There would need to be accuracy. It would have to be immediately recognizable as Stil..

Taking on Sti.ll

I struggled at first with whether to embark on this project, because it wasn’t immediately clear to me why it was necessary. The original Stil. album was, for me, not really something that needed “re-imagining”—it was a perfect encapsulation of a certain experimental approach to digital music-making that blossomed in the mid-1990s to the early 2000s, when powerful digital signal processing and non-linear editing combined to allow the creation of novel sounds and forms. Stil.’s austere approach to digital repetition also gives it a timeless quality that also transcends its particular historical moment.

So why, ultimately, did I take this project on?

I think the primary reason was that I wanted to learn.

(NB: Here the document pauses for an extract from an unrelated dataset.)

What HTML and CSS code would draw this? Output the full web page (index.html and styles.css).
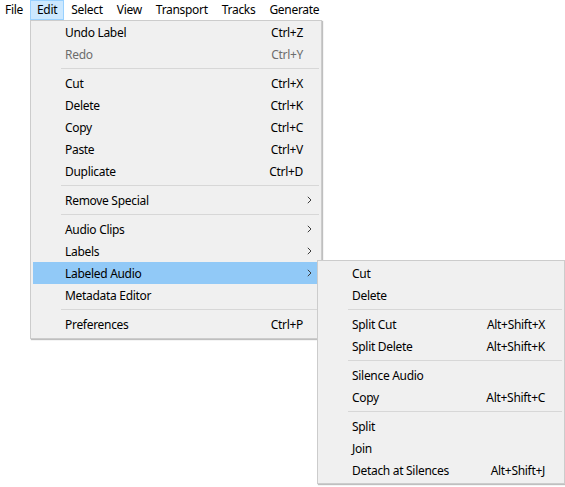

I wanted to understand not only how Stil. worked on a nuts-and-bolts level, but also how Taylor worked—how he thought about music, why he is drawn to certain processes and sounds and not others. I thought of it like taking a graduate class in the experimental electronic music of the early 2000s, a deep dive into one of my favorite albums of that time, working alongside one of my favorite practitioners.

Sti.ll is a snapshot of Taylor’s and my way of thinking— and hearing—in 2024. It’s a convergence of specific people, ideas, and technologies old and new into something that feels “of the moment” to us both.